The sector followed suit. In the China Securities Robotics Index, Ecovacs led gainers with a 4.62% advance, while Estun added 3.74% and Ecovacs Robotics rose 2.99%. The thematic robotics ETF attracted three consecutive days of net inflows, peaking at 375 million yuan in a single session and totalling 434 million yuan for the wave.
The unresolved arithmetic
For all the technical promise, Xiaomi’s robotics ambitions remain tethered to a smartphone business that is absorbing cost shocks from the global semiconductor cycle – a cycle the company cannot control. Counterpoint Research analysts warned earlier this year that Android handset makers would be hardest hit by chip shortages, a forecast that is now materialising in rising component costs and eroding margins. The buyback program, meanwhile, covers only a fraction of the mandate and has done little to reverse the twelve-month decline.

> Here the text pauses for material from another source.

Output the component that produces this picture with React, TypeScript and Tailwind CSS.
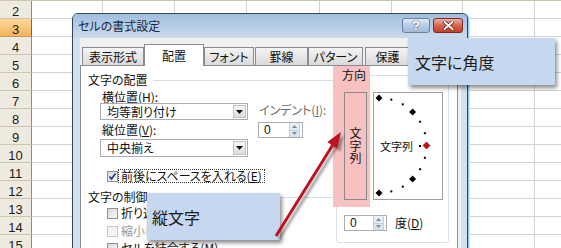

The annualised volatility of the stock stands at 43.50%, a figure that underscores how quickly sentiment can pivot. Whether the robotics story can sustain a durable re-rating depends on how fast these models and machines move beyond the factory floor into commercial deployment. Xiaomi has yet to confirm a date for its next quarterly report. Until those numbers land, the stock remains a battlefield between a management that buys back shares in small daily doses and a market that is watching for proof that the new machines can compensate for the fragile ones already in production.